Cualquiera que pasee por Barcelona podrá ver una considerable rotación de negocios en los locales más céntricos y la persiana bajada en otros muchos: mercerías, colmados, carnicerías, pescaderías, droguerías, ferreterías, quioscos de prensa, zapateros remendones, tintorerías, salas de cine, talleres de reparación de coches.

Hay una enorme relación de actividades que han pasado a mejor vida o se han transformado como las antiguas panaderías que ahora son hornos con barra y mesas, restaurantes baratos para el turismo de alpargata. Otras han crecido como las setas, véase el caso de las peluquerías, las ópticas, los gimnasios, las uñerías, consultorios de medicina privada de todo tipo, incluso las vinaterías.

Es el resultado de la evolución de las costumbres y de la globalización.
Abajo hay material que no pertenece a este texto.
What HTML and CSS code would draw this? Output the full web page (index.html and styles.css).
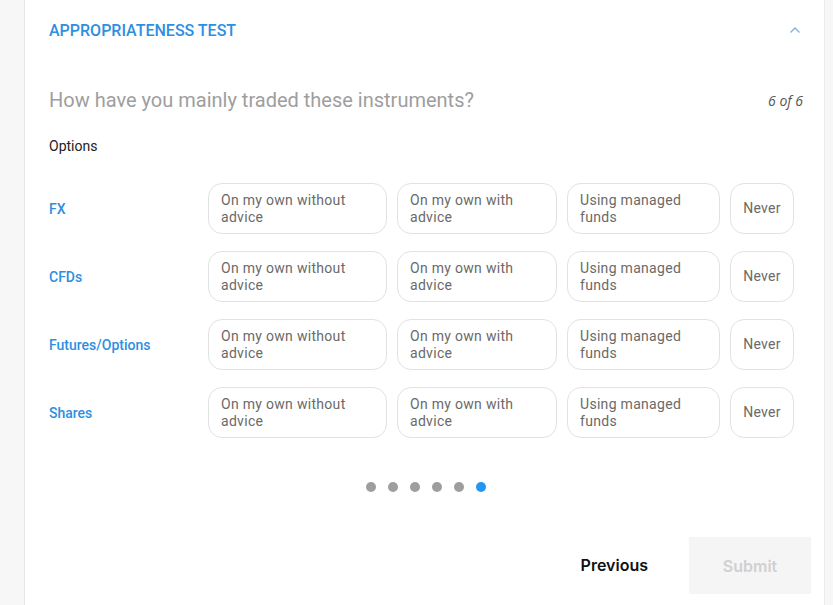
FILE: index.html
```html
<!DOCTYPE html>
<html>
<head>
<meta charset="utf-8">
<link rel="stylesheet" href="styles.css">
</head>
<body>
<div class="card">
  <div class="header">
    <div class="title">APPROPRIATENESS TEST</div>
    <svg class="chev" width="12" height="8" viewBox="0 0 12 8"><polyline points="1.5,6.5 6,2 10.5,6.5" fill="none" stroke="#7fb1e6" stroke-width="1.3"/></svg>
  </div>
  <div class="qrow">
    <div class="question">How have you mainly traded these instruments?</div>
    <div class="count">6 of 6</div>
  </div>
  <div class="sub">Options</div>
  <div class="grid">
    <div class="label">FX</div>
    <div class="opt">On my own without advice</div>
    <div class="opt">On my own with advice</div>
    <div class="opt">Using managed funds</div>
    <div class="opt never">Never</div>

    <div class="label">CFDs</div>
    <div class="opt">On my own without advice</div>
    <div class="opt">On my own with advice</div>
    <div class="opt">Using managed funds</div>
    <div class="opt never">Never</div>

    <div class="label">Futures/Options</div>
    <div class="opt">On my own without advice</div>
    <div class="opt">On my own with advice</div>
    <div class="opt">Using managed funds</div>
    <div class="opt never">Never</div>

    <div class="label">Shares</div>
    <div class="opt">On my own without advice</div>
    <div class="opt">On my own with advice</div>
    <div class="opt">Using managed funds</div>
    <div class="opt never">Never</div>
  </div>
  <div class="dots">
    <span class="dot"></span><span class="dot"></span><span class="dot"></span><span class="dot"></span><span class="dot"></span><span class="dot active"></span>
  </div>
  <div class="actions">
    <div class="prev">Previous</div>
    <div class="submit">Submit</div>
  </div>
</div>
</body>
</html>
```

FILE: styles.css
```css
html, body {
  margin: 0;
  padding: 0;
  background: #f7f7f7;
  font-family: Roboto, "Liberation Sans", sans-serif;
  height: 605px;
  overflow: hidden;
}
.card {
  margin-left: 24px;
  width: 801px;
  height: 605px;
  background: #fff;
  border-left: 1px solid #e6e6e6;
  border-right: 1px solid #ebebeb;
  padding-left: 24px;
  box-sizing: border-box;
}
.header {
  display: flex;
  align-items: center;
  justify-content: space-between;
  height: 60px;
  padding-right: 23px;
}
.title {
  color: #2e8fe0;
  font-size: 16px;
  font-weight: 500;
}
.chev { display: block; margin-top: 0; }
.qrow {
  display: flex;
  align-items: center;
  justify-content: space-between;
  margin-top: 26px;
  height: 28px;
  padding-right: 21px;
}
.question {
  color: #9e9e9e;
  font-size: 20px;
}
.count {
  font-family: "Open Sans", sans-serif;
  font-style: italic;
  font-size: 14px;
  color: #555;
}
.sub {
  margin-top: 24px;
  font-size: 14px;
  color: #222;
  line-height: 16px;
}
.grid {
  margin-top: 29px;
  display: grid;
  grid-template-columns: 149px 179px 160px 153px 64px;
  grid-auto-rows: 51px;
  column-gap: 10px;
  row-gap: 17px;
}
.label {
  display: flex;
  align-items: center;
  color: #2e8fe0;
  font-size: 14px;
  font-weight: 500;
  white-space: nowrap;
}
.opt {
  border: 1.5px solid #e2e2e2;
  border-radius: 14px;
  box-sizing: border-box;
  padding: 8px 10px 0 12px;
  color: #6a6a6a;
  font-size: 14px;
  line-height: 17px;
  letter-spacing: 0.3px;
}
.opt.never {
  display: flex;
  align-items: center;
  justify-content: center;
  padding: 0;
}
.dots {
  display: flex;
  justify-content: center;
  gap: 12px;
  margin-top: 44px;
  padding-right: 24px;
  margin-left: 2px;
}
.dot {
  width: 10px;
  height: 10px;
  border-radius: 50%;
  background: #9e9e9e;
}
.dot.active { background: #2196f3; }
.actions {
  display: flex;
  justify-content: flex-end;
  align-items: center;
  gap: 41px;
  margin-top: 45px;
  padding-right: 13px;
}
.prev {
  font-family: Inter, sans-serif;
  font-weight: 600;
  font-size: 16px;
  color: #111;
  margin-top: -2px;
}
.submit {
  width: 122px;
  height: 57px;
  background: #f5f5f5;
  color: #d0d0d0;
  font-family: Inter, sans-serif;
  font-weight: 600;
  font-size: 16px;
  display: flex;
  align-items: center;
  justify-content: center;
}
```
El cuidado del cuerpo se pone de moda y llegan productos manufacturados más baratos; los sueldos también se estancan y nacen nuevos emprendedores que se enfrentan a los pesados trámites administrativos.

La cita previa se ha establecido incluso para los particulares que cuando tratan con la Administración electrónica a menudo tienen que adquirir e instalar las aplicaciones que exige el gobierno o la institución de turno, que en absoluto coinciden en sus preferencias tecnológicas. Se pueden evitar las colas y ahorrar tiempo, pero se pagan otros peajes. Son las nuevas condiciones de vida a las que el común de los mortales ha tenido que adaptarse.

Pero de pronto llega una gente que aísla ciudades enteras y centros neurálgicos con sus tractores, queman palés y neumáticos en las carreteras y lanzan graves advertencias a políticos y ciudadanos, a los que conminan a que compren sus productos por caros que sean. Todo el mundo se apresura a ofrecer promesas sin fin y a darles la razón: deberían ganar más, hacer menos papeleo y combatir con los productos de países de fuera de la Unión Europea en condiciones idénticas.

Cabría preguntarse si el resto de los empresarios y trabajadores españoles –y europeos-- no están en una situación muy parecida.

¿Cuál es la diferencia entre los agricultores y el resto del mundo? Me atrevo a sugerir dos características singulares. Aunque su actividad genera el 11,4% del empleo en España y el 9,2% del PIB, controlan el voto conservador en territorios donde, además, una papeleta vale mucho más que en las grandes ciudades y en las zonas industrializadas. Y, efectivamente, están hasta el gorro de la burocracia porque tienen esa experiencia: una de cada cuatro explotaciones españolas recibe ayudas de Bruselas, lo que les obliga a la cumplimentación del papeleo con que la UE verifica el buen destino de las subvenciones. ¿Qué porcentaje de empresas industriales o de servicios tiene esos tratos?

No sé en qué medida mantendrán las movilizaciones, pero creo que se han visto sorprendidos por la rapidez con que administraciones y partidos se han puesto de su parte. Esa victoria tan cómoda y rápida les ha animado incluso a hacer números sobre el coste de sus protestas –gasolina, neumáticos, lucro cesante--, a ver si cae la breva y se los pagamos entre todos. De momento, y a la espera de que los compromisos se hagan realidad, cierran puertos, autopistas y dios sabe qué más. “Que no s’encantin” (“que no se duerman”) dicen eufóricos en su paseo triunfal.